Problem details >>
Retype the whole listing, please, keeping every line exact and dropping the pictures.

Recorded information >>

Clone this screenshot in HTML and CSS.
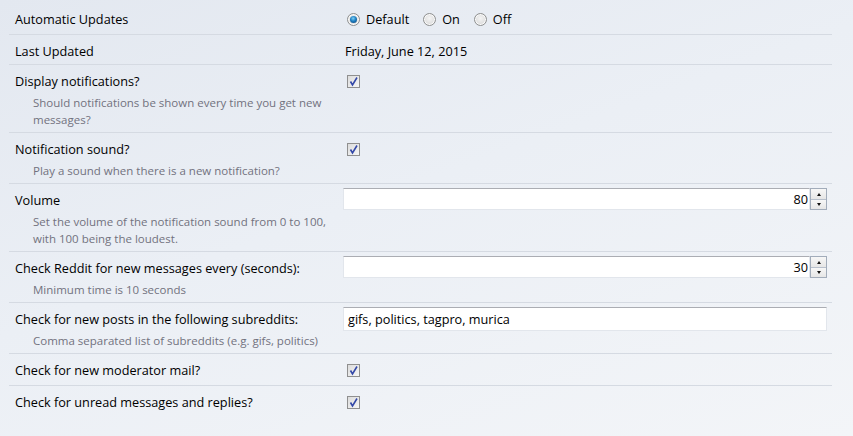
FILE: index.html
```html
<!DOCTYPE html>
<html>
<head>
<meta charset="utf-8">
<link rel="stylesheet" href="styles.css">
</head>
<body>
<div class="settings">
  <div class="setting radio-row">
    <div class="label"><div class="title">Automatic Updates</div></div>
    <div class="control radios">
      <label class="radio-opt"><span class="radio checked"></span>Default</label>
      <label class="radio-opt"><span class="radio"></span>On</label>
      <label class="radio-opt"><span class="radio"></span>Off</label>
    </div>
  </div>
  <div class="setting short">
    <div class="label"><div class="title">Last Updated</div></div>
    <div class="control text-value">Friday, June 12, 2015</div>
  </div>
  <div class="setting">
    <div class="label">
      <div class="title">Display notifications?</div>
      <div class="desc">Should notifications be shown every time you get new messages?</div>
    </div>
    <div class="control"><span class="checkbox"><svg viewBox="0 0 13 13" width="13" height="13"><path d="M3.5 6.5 L5.5 10 L10 2.5" fill="none" stroke="#3348a8" stroke-width="1.6"/></svg></span></div>
  </div>
  <div class="setting">
    <div class="label">
      <div class="title">Notification sound?</div>
      <div class="desc">Play a sound when there is a new notification?</div>
    </div>
    <div class="control"><span class="checkbox"><svg viewBox="0 0 13 13" width="13" height="13"><path d="M3.5 6.5 L5.5 10 L10 2.5" fill="none" stroke="#3348a8" stroke-width="1.6"/></svg></span></div>
  </div>
  <div class="setting">
    <div class="label">
      <div class="title">Volume</div>
      <div class="desc">Set the volume of the notification sound from 0 to 100, with 100 being the loudest.</div>
    </div>
    <div class="control input-ctl">
      <div class="number">
        <div class="field num">80</div>
        <div class="spinner"><span class="up"></span><span class="down"></span></div>
      </div>
    </div>
  </div>
  <div class="setting">
    <div class="label">
      <div class="title">Check Reddit for new messages every (seconds):</div>
      <div class="desc">Minimum time is 10 seconds</div>
    </div>
    <div class="control input-ctl">
      <div class="number">
        <div class="field num">30</div>
        <div class="spinner"><span class="up"></span><span class="down"></span></div>
      </div>
    </div>
  </div>
  <div class="setting">
    <div class="label">
      <div class="title">Check for new posts in the following subreddits:</div>
      <div class="desc">Comma separated list of subreddits (e.g. gifs, politics)</div>
    </div>
    <div class="control input-ctl">
      <div class="field text">gifs, politics, tagpro, murica</div>
    </div>
  </div>
  <div class="setting tall">
    <div class="label"><div class="title">Check for new moderator mail?</div></div>
    <div class="control"><span class="checkbox"><svg viewBox="0 0 13 13" width="13" height="13"><path d="M3.5 6.5 L5.5 10 L10 2.5" fill="none" stroke="#3348a8" stroke-width="1.6"/></svg></span></div>
  </div>
  <div class="setting last">
    <div class="label"><div class="title">Check for unread messages and replies?</div></div>
    <div class="control"><span class="checkbox"><svg viewBox="0 0 13 13" width="13" height="13"><path d="M3.5 6.5 L5.5 10 L10 2.5" fill="none" stroke="#3348a8" stroke-width="1.6"/></svg></span></div>
  </div>
</div>
</body>
</html>
```

FILE: styles.css
```css
html, body {
  margin: 0;
  height: 100%;
}
body {
  background: linear-gradient(160deg, #e3e8f0 0%, #ebeff5 45%, #f3f5f8 100%);
  font-family: "Segoe UI", "Open Sans", "Noto Sans", sans-serif;
  font-size: 12.7px;
  color: #000;
  padding-top: 3px;
  box-sizing: border-box;
}
.settings {
  margin-left: 9px;
  width: 823px;
}
.setting {
  display: grid;
  grid-template-columns: 334px 484px;
  border-bottom: 1px solid #d5dae2;
  padding: 8px 0 4px;
}
.setting.radio-row { padding-bottom: 6px; }
.setting.tall { padding-bottom: 6px; }
.setting.last { border-bottom: none; }
.label { padding-left: 6px; }
.title { line-height: 17px; }
.desc {
  margin-top: 4px;
  padding-left: 18px;
  padding-right: 0;
  line-height: 17px;
  font-size: 11.5px;
  color: #72727e;
}
.control {
  display: flex;
  align-items: flex-start;
  line-height: 17px;
}
.text-value { padding-left: 2px; }
.radio-opt {
  display: flex;
  align-items: center;
  margin-right: 10px;
}
.radio {
  width: 11px;
  height: 11px;
  border-radius: 50%;
  border: 1px solid #8e8f8f;
  background: radial-gradient(circle at 50% 40%, #f4f4f4 0%, #e0e0e0 60%, #cfcfcf 100%);
  margin: 0 6px 0 4px;
  box-sizing: content-box;
  position: relative;
  box-shadow: inset 0 0 0 1px #fafafa;
}
.radio.checked::after {
  content: "";
  position: absolute;
  left: 2px;
  top: 2px;
  width: 7px;
  height: 7px;
  border-radius: 50%;
  background: radial-gradient(circle at 45% 35%, #7fd0f5 0%, #1e7fc2 45%, #0d3f73 100%);
}
.checkbox {
  display: block;
  width: 11px;
  height: 11px;
  margin: 2px 0 0 4px;
  border: 1px solid #8f8f8f;
  background: linear-gradient(135deg, #dcdcdc, #f6f6f6);
  position: relative;
}
.checkbox svg {
  position: absolute;
  left: -1px;
  top: -1px;
}
.input-ctl {
  margin-top: -4px;
}
.number {
  display: flex;
  width: 484px;
}
.field {
  box-sizing: border-box;
  background: #fff;
  border: 1px solid #e2e6ec;
  border-top-color: #abadb3;
  height: 22px;
  line-height: 20px;
}
.field.num {
  flex: 1;
  text-align: right;
  padding-right: 1px;
}
.field.text {
  width: 484px;
  height: 24px;
  line-height: 22px;
  padding-left: 4px;
}
.spinner {
  width: 17px;
  height: 22px;
  box-sizing: border-box;
  border: 1px solid #a2acba;
  display: flex;
  flex-direction: column;
}
.spinner span {
  flex: 1;
  position: relative;
  background: linear-gradient(#f7f7f7, #e6e6e6);
}
.spinner .up { border-bottom: 1px solid #b8c0cc; }
.spinner span::after {
  content: "";
  position: absolute;
  left: 6px;
  top: 4px;
  border-left: 2px solid transparent;
  border-right: 2px solid transparent;
}
.spinner .up::after { border-bottom: 3px solid #111; }
.spinner .down::after { border-top: 3px solid #111; top: 3px; }
```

Reply to the task >>
Clone this screenshot in HTML and CSS.
FILE: index.html
```html
<!DOCTYPE html>
<html>
<head>
<meta charset="utf-8">
<link rel="stylesheet" href="styles.css">
</head>
<body>
<div class="settings">
  <div class="setting radio-row">
    <div class="label"><div class="title">Automatic Updates</div></div>
    <div class="control radios">
      <label class="radio-opt"><span class="radio checked"></span>Default</label>
      <label class="radio-opt"><span class="radio"></span>On</label>
      <label class="radio-opt"><span class="radio"></span>Off</label>
    </div>
  </div>
  <div class="setting short">
    <div class="label"><div class="title">Last Updated</div></div>
    <div class="control text-value">Friday, June 12, 2015</div>
  </div>
  <div class="setting">
    <div class="label">
      <div class="title">Display notifications?</div>
      <div class="desc">Should notifications be shown every time you get new messages?</div>
    </div>
    <div class="control"><span class="checkbox"><svg viewBox="0 0 13 13" width="13" height="13"><path d="M3.5 6.5 L5.5 10 L10 2.5" fill="none" stroke="#3348a8" stroke-width="1.6"/></svg></span></div>
  </div>
  <div class="setting">
    <div class="label">
      <div class="title">Notification sound?</div>
      <div class="desc">Play a sound when there is a new notification?</div>
    </div>
    <div class="control"><span class="checkbox"><svg viewBox="0 0 13 13" width="13" height="13"><path d="M3.5 6.5 L5.5 10 L10 2.5" fill="none" stroke="#3348a8" stroke-width="1.6"/></svg></span></div>
  </div>
  <div class="setting">
    <div class="label">
      <div class="title">Volume</div>
      <div class="desc">Set the volume of the notification sound from 0 to 100, with 100 being the loudest.</div>
    </div>
    <div class="control input-ctl">
      <div class="number">
        <div class="field num">80</div>
        <div class="spinner"><span class="up"></span><span class="down"></span></div>
      </div>
    </div>
  </div>
  <div class="setting">
    <div class="label">
      <div class="title">Check Reddit for new messages every (seconds):</div>
      <div class="desc">Minimum time is 10 seconds</div>
    </div>
    <div class="control input-ctl">
      <div class="number">
        <div class="field num">30</div>
        <div class="spinner"><span class="up"></span><span class="down"></span></div>
      </div>
    </div>
  </div>
  <div class="setting">
    <div class="label">
      <div class="title">Check for new posts in the following subreddits:</div>
      <div class="desc">Comma separated list of subreddits (e.g. gifs, politics)</div>
    </div>
    <div class="control input-ctl">
      <div class="field text">gifs, politics, tagpro, murica</div>
    </div>
  </div>
  <div class="setting tall">
    <div class="label"><div class="title">Check for new moderator mail?</div></div>
    <div class="control"><span class="checkbox"><svg viewBox="0 0 13 13" width="13" height="13"><path d="M3.5 6.5 L5.5 10 L10 2.5" fill="none" stroke="#3348a8" stroke-width="1.6"/></svg></span></div>
  </div>
  <div class="setting last">
    <div class="label"><div class="title">Check for unread messages and replies?</div></div>
    <div class="control"><span class="checkbox"><svg viewBox="0 0 13 13" width="13" height="13"><path d="M3.5 6.5 L5.5 10 L10 2.5" fill="none" stroke="#3348a8" stroke-width="1.6"/></svg></span></div>
  </div>
</div>
</body>
</html>
```

FILE: styles.css
```css
html, body {
  margin: 0;
  height: 100%;
}
body {
  background: linear-gradient(160deg, #e3e8f0 0%, #ebeff5 45%, #f3f5f8 100%);
  font-family: "Segoe UI", "Open Sans", "Noto Sans", sans-serif;
  font-size: 12.7px;
  color: #000;
  padding-top: 3px;
  box-sizing: border-box;
}
.settings {
  margin-left: 9px;
  width: 823px;
}
.setting {
  display: grid;
  grid-template-columns: 334px 484px;
  border-bottom: 1px solid #d5dae2;
  padding: 8px 0 4px;
}
.setting.radio-row { padding-bottom: 6px; }
.setting.tall { padding-bottom: 6px; }
.setting.last { border-bottom: none; }
.label { padding-left: 6px; }
.title { line-height: 17px; }
.desc {
  margin-top: 4px;
  padding-left: 18px;
  padding-right: 0;
  line-height: 17px;
  font-size: 11.5px;
  color: #72727e;
}
.control {
  display: flex;
  align-items: flex-start;
  line-height: 17px;
}
.text-value { padding-left: 2px; }
.radio-opt {
  display: flex;
  align-items: center;
  margin-right: 10px;
}
.radio {
  width: 11px;
  height: 11px;
  border-radius: 50%;
  border: 1px solid #8e8f8f;
  background: radial-gradient(circle at 50% 40%, #f4f4f4 0%, #e0e0e0 60%, #cfcfcf 100%);
  margin: 0 6px 0 4px;
  box-sizing: content-box;
  position: relative;
  box-shadow: inset 0 0 0 1px #fafafa;
}
.radio.checked::after {
  content: "";
  position: absolute;
  left: 2px;
  top: 2px;
  width: 7px;
  height: 7px;
  border-radius: 50%;
  background: radial-gradient(circle at 45% 35%, #7fd0f5 0%, #1e7fc2 45%, #0d3f73 100%);
}
.checkbox {
  display: block;
  width: 11px;
  height: 11px;
  margin: 2px 0 0 4px;
  border: 1px solid #8f8f8f;
  background: linear-gradient(135deg, #dcdcdc, #f6f6f6);
  position: relative;
}
.checkbox svg {
  position: absolute;
  left: -1px;
  top: -1px;
}
.input-ctl {
  margin-top: -4px;
}
.number {
  display: flex;
  width: 484px;
}
.field {
  box-sizing: border-box;
  background: #fff;
  border: 1px solid #e2e6ec;
  border-top-color: #abadb3;
  height: 22px;
  line-height: 20px;
}
.field.num {
  flex: 1;
  text-align: right;
  padding-right: 1px;
}
.field.text {
  width: 484px;
  height: 24px;
  line-height: 22px;
  padding-left: 4px;
}
.spinner {
  width: 17px;
  height: 22px;
  box-sizing: border-box;
  border: 1px solid #a2acba;
  display: flex;
  flex-direction: column;
}
.spinner span {
  flex: 1;
  position: relative;
  background: linear-gradient(#f7f7f7, #e6e6e6);
}
.spinner .up { border-bottom: 1px solid #b8c0cc; }
.spinner span::after {
  content: "";
  position: absolute;
  left: 6px;
  top: 4px;
  border-left: 2px solid transparent;
  border-right: 2px solid transparent;
}
.spinner .up::after { border-bottom: 3px solid #111; }
.spinner .down::after { border-top: 3px solid #111; top: 3px; }
```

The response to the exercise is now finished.